I get where this article is going. Postage stamp, cookie-cutter subdivisions and developments. As a native of TN and having lived in several major coastal metros over the past 12 years, whenever I come to visit my family back home the changes to the area are drastic. The area I grew up in was primarily rural and not heavily inhabited. Now probably 50-60% of that land is covered with developments. The houses built there are quickly slapped up in a matter of weeks, covered with veneers of foam core and plastic siding, and sold to some family usually from the Northeast or West Coast who sees a $200k house as dirt-cheap. These developments in my opinion are ugly, charmless and out of place. They have a somewhat barren appearance.

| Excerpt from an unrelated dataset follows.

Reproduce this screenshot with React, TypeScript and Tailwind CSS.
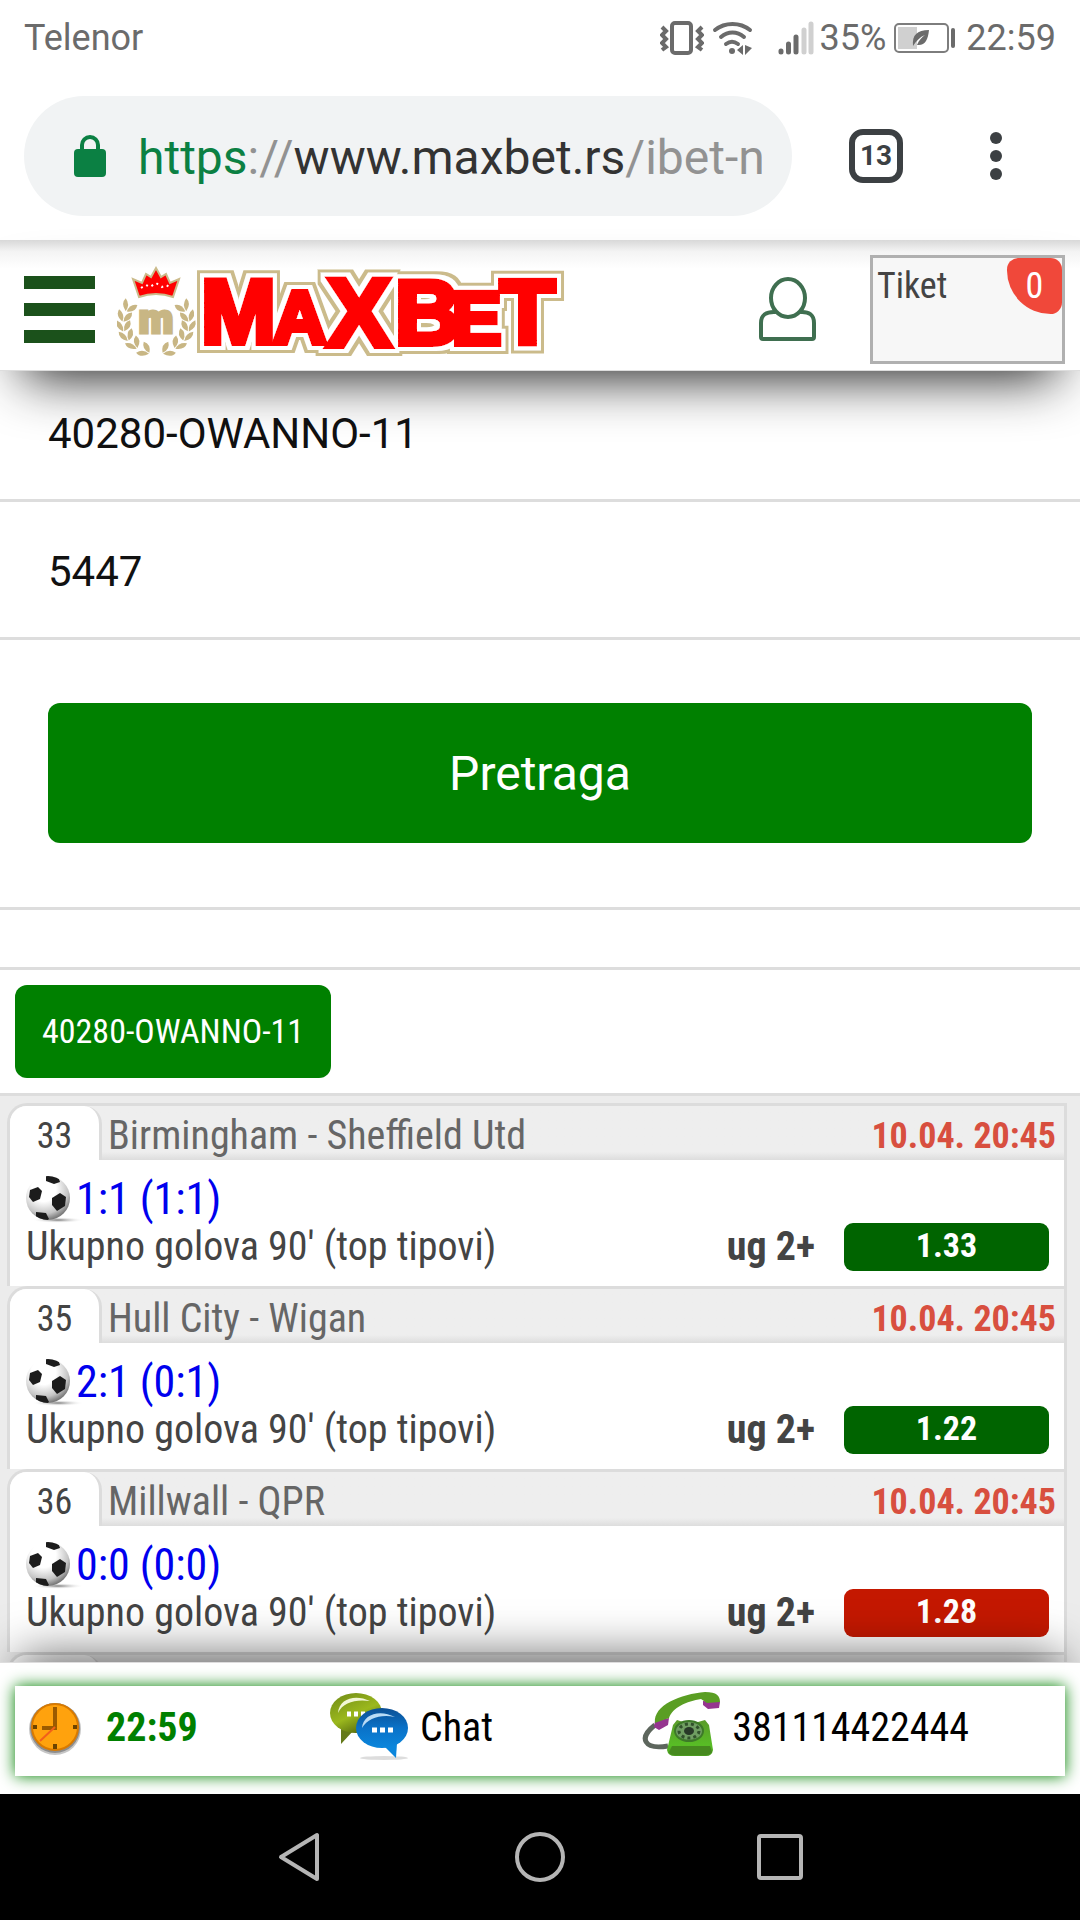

But... who am I to judge? The people who buy them came from cities and regions where living is harder and more costly and thus for them they can move to a new utopia and have something they couldn't elsewhere. Besides- when I was a kid there was a huge subdivision 15 miles from our house near the high school. Most was built in the 60's and 70's. We poked fun of it back then... these people who bought those ugly rancher houses and tiny lots. But compared to the new developments they look outright charming. I assume that someday what is being built will also "age gracefully". Time will tell.

Age gracefully or turn into a slum on a Thursday afternoon

Some developments "age gracefully".

Some turn into slums in an instant.
We have one of these north of Denver. The City of Northglen. An entire city built in a single day (yes, I using hyperbole) in 1970 and then poof!. A slum one morning in 2003.